New organization techniques

At Sharif University, students marked the anniversary by staging a symbolic funeral for the three students who died in 1953, protesting against the visit of then-US Vice President Richard Nixon soon after a CIA-orchestrated coup toppled the popularly elected Prime Minister Mohammad Mossadegh.

While Monday's protests focused on students, they were the largest in months. Efforts by security forces to arrest student leaders did not appear to work — partly because of new organization techniques developed since June.

"Communication is all through [personal] networking — they have adjusted so that they do not make decisions as a single group," says Ali Akbar Mousavi-Khoeini, a former prominent member of Iran's strongest student organization who moved to the US earlier this year.

"They have changed to do networking activities, so that decisionmaking is not longer taking place at a top level," says Mousavi-Khoeini. "The decisionmaking process has changed to avoid having to meet and vote."

Conservaties decry 'political obstinacy'

Former presidential candidate and parliament speaker Mehdi Karroubi also spoke out, in an interview published Monday in the French newspaper Le Monde.

"Repression is not at all the solution, neither today nor tomorrow," said Karroubi, whose charges of rape and abuse in prisons have shaken Iran's Islamic system of government. "The solution to arrive at is tolerance and acceptance of criticism.
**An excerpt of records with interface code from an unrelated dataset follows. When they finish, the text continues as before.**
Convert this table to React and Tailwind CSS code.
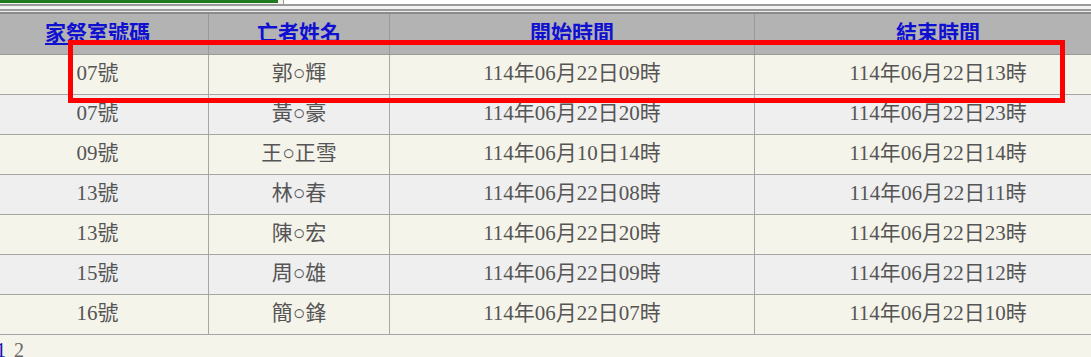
const rows = [
  ['07號', '郭○輝', '114年06月22日09時', '114年06月22日13時'],
  ['07號', '黃○豪', '114年06月22日20時', '114年06月22日23時'],
  ['09號', '王○正雪', '114年06月10日14時', '114年06月22日14時'],
  ['13號', '林○春', '114年06月22日08時', '114年06月22日11時'],
  ['13號', '陳○宏', '114年06月22日20時', '114年06月22日23時'],
  ['15號', '周○雄', '114年06月22日09時', '114年06月22日12時'],
  ['16號', '簡○鋒', '114年06月22日07時', '114年06月22日10時'],
]

const headers = ['家祭室號碼', '亡者姓名', '開始時間', '結束時間']

export default function App() {
  return (
    <div
      className="relative w-[1091px] h-[357px] overflow-hidden bg-[#f5f4ea]"
      style={{ fontFamily: '"Liberation Serif", "Noto Sans CJK TC", serif' }}
    >
      {/* top bar remnants */}
      <div className="flex h-[4px]">
        <div className="w-[278px] h-[3px] bg-[#1f7a1f]" />
        <div className="ml-[5px] flex-1 border-l border-[#999] bg-white" />
      </div>
      <div className="h-[2px] bg-[#9a9a9a]" />
      <div className="h-[3px] bg-[#f2f2f2]" />
      <div className="h-[2px] bg-[#9a9a9a]" />
      <div className="h-[1px] bg-[#eeeeee]" />
      <div className="h-[2px] bg-[#8a8a8a]" />

      <table className="-ml-[14px] border-collapse table-fixed w-[1135px]">
        <colgroup>
          <col className="w-[222px]" />
          <col className="w-[181px]" />
          <col className="w-[365px]" />
          <col className="w-[367px]" />
        </colgroup>
        <thead>
          <tr className="bg-[#b3b3b3]">
            {headers.map((h) => (
              <th
                key={h}
                className="h-[40px] border-x border-b border-[#999] p-0 text-center align-middle"
              >
                <a className="text-[21px] font-bold text-[#1010d0] underline underline-offset-[3px] decoration-2">
                  {h}
                </a>
              </th>
            ))}
          </tr>
        </thead>
        <tbody>
          {rows.map((r, i) => (
            <tr key={i} className={i % 2 === 0 ? 'bg-[#f5f4ea]' : 'bg-[#efefef]'}>
              {r.map((c, j) => (
                <td
                  key={j}
                  className="h-[40px] border border-[#a6a6a6] p-0 text-center align-middle text-[21px] text-[#555]"
                >
                  {c}
                </td>
              ))}
            </tr>
          ))}
        </tbody>
      </table>

      <div className="-ml-[4px] mt-[5px] text-[20px] leading-none">
        <a className="text-[#1010b0]">1</a>
        <span className="ml-[8px] text-[#666]">2</span>
      </div>

      {/* annotation box */}
      <div className="absolute left-[68px] top-[40px] w-[997px] h-[63px] border-[5px] border-[#ff0000]" />
    </div>
  )
}
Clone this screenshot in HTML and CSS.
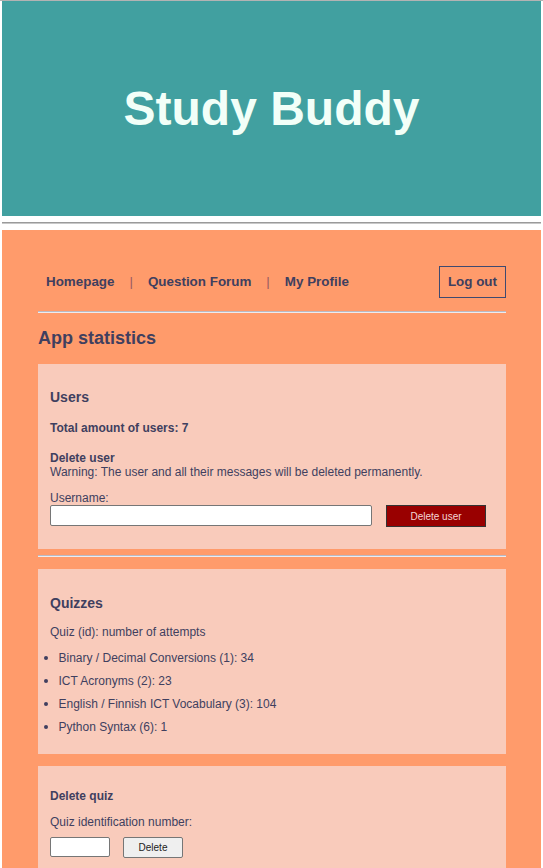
FILE: index.html
```html
<!DOCTYPE html>
<html lang="en">
<head>
<meta charset="utf-8">
<title>Study Buddy - App statistics</title>
<link rel="stylesheet" href="styles.css">
</head>
<body>
<header class="site-header">
  <h1 class="site-title">Study Buddy</h1>
</header>
<hr class="header-rule">
<main class="page">
  <nav class="nav">
    <div class="nav-links">
      <a href="#" class="nav-link">Homepage</a>
      <span class="sep">|</span>
      <a href="#" class="nav-link">Question Forum</a>
      <span class="sep">|</span>
      <a href="#" class="nav-link">My Profile</a>
    </div>
    <button class="logout" type="button">Log out</button>
  </nav>
  <hr class="rule">
  <h2 class="page-title">App statistics</h2>

  <section class="card card-users">
    <h3 class="card-title">Users</h3>
    <p class="total">Total amount of users: 7</p>
    <p class="sub-heading">Delete user</p>
    <p class="warning">Warning: The user and all their messages will be deleted permanently.</p>
    <label class="field-label" for="username">Username:</label>
    <div class="form-row">
      <input class="text-input user-input" id="username" type="text">
      <button class="btn-danger" type="button">Delete user</button>
    </div>
  </section>

  <hr class="rule rule-section">

  <section class="card card-quizzes">
    <h3 class="card-title">Quizzes</h3>
    <p class="legend">Quiz (id): number of attempts</p>
    <ul class="quiz-list">
      <li class="quiz-item">Binary / Decimal Conversions (1): 34</li>
      <li class="quiz-item">ICT Acronyms (2): 23</li>
      <li class="quiz-item">English / Finnish ICT Vocabulary (3): 104</li>
      <li class="quiz-item">Python Syntax (6): 1</li>
    </ul>
  </section>

  <section class="card card-delete">
    <p class="sub-heading">Delete quiz</p>
    <label class="field-label quiz-label" for="quizid">Quiz identification number:</label>
    <div class="form-row quiz-row">
      <input class="text-input quiz-input" id="quizid" type="text">
      <button class="btn-plain" type="button">Delete</button>
    </div>
  </section>
</main>
</body>
</html>
```

FILE: styles.css
```css
html {
  background: #ffffff;
}

body {
  margin: 0;
  padding: 0 2px;
  border-top: 1px solid #b3b3b3;
  font-family: "Liberation Sans", Arial, sans-serif;
  font-size: 12px;
  line-height: 14px;
  color: #403f5f;
}

.site-header {
  height: 215px;
  background: #41a0a0;
  display: flex;
  align-items: center;
  justify-content: center;
}

.site-title {
  margin: 0;
  font-size: 48px;
  line-height: 55px;
  font-weight: bold;
  color: #f2fff8;
}

.header-rule {
  margin: 6px 0;
  height: 0;
  border: 0;
  border-top: 1px solid #9a9a9a;
  border-bottom: 1px solid #c8c8c8;
}

.page {
  background: #ff9b6b;
  padding: 36px 35px 60px 36px;
}

.nav {
  display: flex;
  justify-content: space-between;
  align-items: center;
}

.nav-links {
  display: flex;
  align-items: center;
  padding-left: 8px;
  font-size: 13.4px;
  line-height: 16px;
  font-weight: bold;
}

.nav-link {
  color: inherit;
  text-decoration: none;
}

.sep {
  margin: 0 15px;
  font-weight: normal;
  color: #9a5a62;
}

.logout {
  margin: 0;
  padding: 7px 8px;
  font-family: "Liberation Sans", Arial, sans-serif;
  font-size: 13.4px;
  line-height: 16px;
  font-weight: bold;
  color: #403f5f;
  background: transparent;
  border: 1px solid #3f4a70;
  border-radius: 0;
}

.rule {
  margin: 13px 0 0;
  height: 0;
  border: 0;
  border-top: 1px solid #b9b9c3;
  border-bottom: 1px solid #ececf0;
}

.page-title {
  margin: 15px 0 15px;
  font-size: 18px;
  line-height: 21px;
  font-weight: bold;
}

.card {
  background: #f9cbbb;
  padding: 0 12px;
}

.card-title {
  margin: 0;
  font-size: 14px;
  line-height: 16px;
  font-weight: bold;
}

.card-users {
  padding-top: 25px;
  padding-bottom: 22px;
}

.total {
  margin: 16px 0 0;
  font-weight: bold;
}

.sub-heading {
  margin: 16px 0 0;
  font-weight: bold;
}

.warning {
  margin: 0;
}

.field-label {
  display: block;
  margin-top: 12px;
}

.form-row {
  display: flex;
  align-items: flex-start;
}

.text-input {
  box-sizing: border-box;
  margin: 0;
  padding: 0 3px;
  background: #ffffff;
  border: 1px solid #767676;
  border-radius: 2px;
}

.user-input {
  width: 322px;
  height: 21px;
}

.btn-danger {
  box-sizing: border-box;
  margin: 0 0 0 14px;
  width: 100px;
  height: 22px;
  padding: 0;
  font-family: "Liberation Sans", Arial, sans-serif;
  font-size: 10px;
  color: #f5d5d5;
  background: #990000;
  border: 1px solid #333333;
  border-radius: 0;
}

.rule-section {
  margin: 6px 0 12px;
}

.card-quizzes {
  padding-top: 26px;
  padding-bottom: 15.5px;
}

.legend {
  margin: 14px 0 0;
}

.quiz-list {
  list-style: none;
  margin: 7.5px 0 0 -6.5px;
  padding: 0;
}

.quiz-item {
  display: flex;
  align-items: center;
  line-height: 23px;
}

.quiz-item::before {
  content: "";
  width: 4.5px;
  height: 4.5px;
  border-radius: 50%;
  background: #403f5f;
  margin-right: 10.5px;
  flex: none;
}

.card-delete {
  margin-top: 12px;
  padding-top: 23px;
  padding-bottom: 20px;
}

.card-delete .sub-heading {
  margin-top: 0;
}

.quiz-label {
  margin-top: 12px;
}

.quiz-row {
  margin-top: 8px;
}

.quiz-input {
  width: 60px;
  height: 20px;
}

.btn-plain {
  box-sizing: border-box;
  margin: 0 0 0 13px;
  width: 60px;
  height: 21px;
  padding: 0;
  font-family: "Liberation Sans", Arial, sans-serif;
  font-size: 10px;
  color: #222222;
  background: #efefef;
  border: 1px solid #767676;
  border-radius: 2px;
}
```
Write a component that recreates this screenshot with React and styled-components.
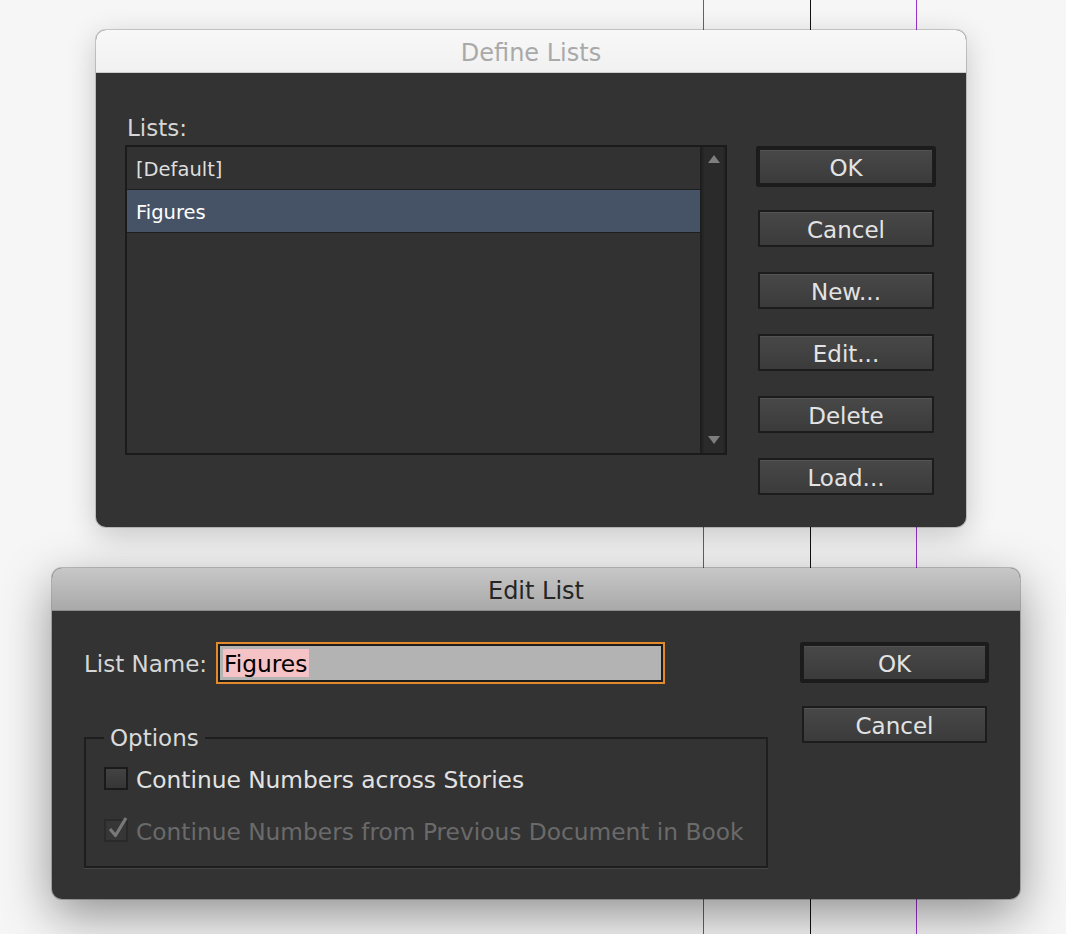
import React from "react";
import styled, { createGlobalStyle } from "styled-components";

const GlobalStyle = createGlobalStyle`
  html, body {
    margin: 0;
    padding: 0;
  }
  body {
    font-family: "DejaVu Sans", "Liberation Sans", sans-serif;
    background: #f5f5f5;
  }
`;

// page with the three ruler guides running behind the dialogs
const Canvas = styled.div`
  width: 1066px;
  height: 934px;
  overflow: hidden;
  box-sizing: border-box;
  padding-top: 30px;
  display: flex;
  flex-direction: column;
  align-items: flex-start;
  background-color: #f6f6f6;
  background-image: linear-gradient(
    to right,
    transparent 703px, #9a33cf 703px, #9a33cf 704px, transparent 704px,
    transparent 810px, #111111 810px, #111111 811px, transparent 811px,
    transparent 916px, #9a33cf 916px, #9a33cf 917px, transparent 917px
  );
`;

const Dialog = styled.div`
  width: ${p => p.$width}px;
  margin-left: ${p => p.$left}px;
  margin-top: ${p => p.$top || 0}px;
  border-radius: 10px;
  overflow: hidden;
  background: #333333;
  box-shadow: ${p => p.$active
    ? "0 16px 50px rgba(0,0,0,0.42), 0 0 0 1px rgba(0,0,0,0.22)"
    : "0 8px 30px rgba(0,0,0,0.2), 0 0 0 1px rgba(0,0,0,0.16)"};
`;

const TitleBar = styled.div`
  height: 43px;
  box-sizing: border-box;
  padding-top: 3px;
  display: flex;
  align-items: center;
  justify-content: center;
  font-size: 24px;
  color: ${p => p.$active ? "#252525" : "#a9a9a9"};
  background: ${p => p.$active
    ? "linear-gradient(#c7c7c7, #a9a9a9)"
    : "linear-gradient(#f8f8f8, #f1f1f1)"};
  border-bottom: 1px solid ${p => p.$active ? "#8c8c8c" : "#cdcdcd"};
`;

const Body = styled.div`
  display: flex;
  align-items: flex-start;
  justify-content: space-between;
  padding: ${p => p.$pad};
`;

const Column = styled.div`
  width: ${p => p.$width}px;
  display: flex;
  flex-direction: column;
  padding-top: ${p => p.$top || 0}px;
`;

const ButtonStack = styled.div`
  width: ${p => p.$width}px;
  display: flex;
  flex-direction: column;
  gap: 25px;
  padding-top: ${p => p.$top || 0}px;
`;

const Button = styled.button`
  width: 100%;
  height: 37px;
  box-sizing: border-box;
  padding: 3px 0 0;
  border: 2px solid #1c1c1c;
  border-radius: 1px;
  background: linear-gradient(#484848, #3b3b3b);
  box-shadow: inset 0 1px 0 rgba(255, 255, 255, 0.07)${p => p.$primary ? ", 0 0 0 2px #1b1b1b" : ""};
  color: #e3e3e3;
  font-family: inherit;
  font-size: 23px;
  line-height: 1;
`;

const Label = styled.div`
  font-size: 23px;
  line-height: 26px;
  padding: 2px 0 0 ${p => p.$indent || 0}px;
  color: #d6d6d6;
  margin-bottom: ${p => p.$gap || 0}px;
  width: ${p => (p.$width ? `${p.$width}px` : "auto")};
  box-sizing: border-box;
  flex-shrink: 0;
`;

const ListBox = styled.div`
  height: 310px;
  box-sizing: border-box;
  display: flex;
  border: 2px solid #1b1b1b;
  background: #323232;
`;

const Rows = styled.div`
  flex: 1;
  display: flex;
  flex-direction: column;
`;

const Row = styled.div`
  height: 43px;
  box-sizing: border-box;
  display: flex;
  align-items: center;
  padding: 2px 0 0 9px;
  font-size: 19.5px;
  border-bottom: 1px solid #1e1e1e;
  color: ${p => p.$selected ? "#ffffff" : "#dedede"};
  background: ${p => p.$selected ? "#465366" : "transparent"};
`;

const ScrollTrack = styled.div`
  width: 25px;
  box-sizing: border-box;
  display: flex;
  flex-direction: column;
  align-items: center;
  justify-content: space-between;
  padding: 8px 0 9px;
  border-left: 2px solid #1e1e1e;
  background: #2a2a2a;
  box-shadow: inset 2px 0 0 #262626, inset -2px 0 0 #262626;
`;

const Arrow = styled.div`
  width: 0;
  height: 0;
  border-left: 6px solid transparent;
  border-right: 6px solid transparent;
  ${p => p.$down ? "border-top: 8px solid #7e7e7e;" : "border-bottom: 8px solid #7e7e7e;"}
`;

const NameRow = styled.div`
  display: flex;
  align-items: center;
  height: 42px;
`;

const NameInput = styled.div`
  width: 449px;
  height: 42px;
  box-sizing: border-box;
  display: flex;
  align-items: center;
  padding-left: 5px;
  border: 2px solid #e38a2d;
  box-shadow: inset 0 0 0 2px #1c1c1c;
  background: #b3b3b3;
`;

const Selected = styled.span`
  font-size: 23.3px;
  line-height: 27px;
  padding: 1px 2px 0 1px;
  color: #000000;
  background: #f5c2c6;
`;

const Group = styled.fieldset`
  margin: 41px 0 0;
  padding: 12px 0 21px 18px;
  min-width: 0;
  border: 2px solid #1e1e1e;
  box-shadow: 0 1px 0 #454545;
  display: flex;
  flex-direction: column;
  gap: 22px;
`;

const Legend = styled.legend`
  padding: 0 6px;
  font-size: 23px;
  line-height: 26px;
  color: #dadada;
`;

const CheckRow = styled.div`
  display: flex;
  align-items: center;
  gap: 8px;
  height: 30px;
  font-size: 23.3px;
  color: ${p => p.$disabled ? "#6a6a6a" : "#e2e2e2"};
`;

const CheckText = styled.span`
  padding-top: 3px;
`;

const Box = styled.div`
  position: relative;
  width: 24px;
  height: 23px;
  box-sizing: border-box;
  flex-shrink: 0;
  border: 2px solid ${p => p.$disabled ? "#2a2a2a" : "#1a1a1a"};
  background: ${p => p.$disabled
    ? "#363636"
    : "linear-gradient(#434343, #363636)"};
`;

const Check = styled.svg`
  position: absolute;
  left: 1px;
  top: -5px;
`;

const Checkbox = ({ checked, disabled, children }) => (
  <CheckRow $disabled={disabled}>
    <Box $disabled={disabled}>
      {checked && (
        <Check width="22" height="24" viewBox="0 0 22 24">
          <path d="M3 13 L8.5 19.5 L19 2" fill="none" stroke="#787878" strokeWidth="3.2" strokeLinejoin="round" />
        </Check>
      )}
    </Box>
    <CheckText>{children}</CheckText>
  </CheckRow>
);

const DefineLists = () => (
  <Dialog $width={870} $left={96}>
    <TitleBar>Define Lists</TitleBar>
    <Body $pad="40px 32px 32px 29px">
      <Column $width={602}>
        <Label $gap={4} $indent={2}>Lists:</Label>
        <ListBox>
          <Rows>
            <Row>[Default]</Row>
            <Row $selected>Figures</Row>
          </Rows>
          <ScrollTrack>
            <Arrow />
            <Arrow $down />
          </ScrollTrack>
        </ListBox>
      </Column>
      <ButtonStack $width={176} $top={35}>
        <Button $primary>OK</Button>
        <Button>Cancel</Button>
        <Button>New...</Button>
        <Button>Edit...</Button>
        <Button>Delete</Button>
        <Button>Load...</Button>
      </ButtonStack>
    </Body>
  </Dialog>
);

const EditList = () => (
  <Dialog $width={968} $left={52} $top={41} $active>
    <TitleBar $active>Edit List</TitleBar>
    <Body $pad="31px 33px 31px 32px">
      <Column $width={684}>
        <NameRow>
          <Label $width={132}>List Name:</Label>
          <NameInput>
            <Selected>Figures</Selected>
          </NameInput>
        </NameRow>
        <Group>
          <Legend>Options</Legend>
          <Checkbox>Continue Numbers across Stories</Checkbox>
          <Checkbox checked disabled>Continue Numbers from Previous Document in Book</Checkbox>
        </Group>
      </Column>
      <ButtonStack $width={185} $top={2}>
        <Button $primary>OK</Button>
        <Button>Cancel</Button>
      </ButtonStack>
    </Body>
  </Dialog>
);

export default function App() {
  return (
    <>
      <GlobalStyle />
      <Canvas>
        <DefineLists />
        <EditList />
      </Canvas>
    </>
  );
}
We need to restore trust between the authorities and the people," he said, according to Agence France-Presse.

Conservative members of parliament called on opposition leaders to drop "behavior that smells of political obstinacy," according to a report on the official news agency IRNA. They had "ample proof the reformists wanted to substitute the Islamic regime with a secular democracy."

Television news reports on state-run TV on Monday portrayed past images of unrest and stated that those trying to detract from the anti-US nature of National Students Day were "enemies."

Roshanak Taghavi contributed from Washington.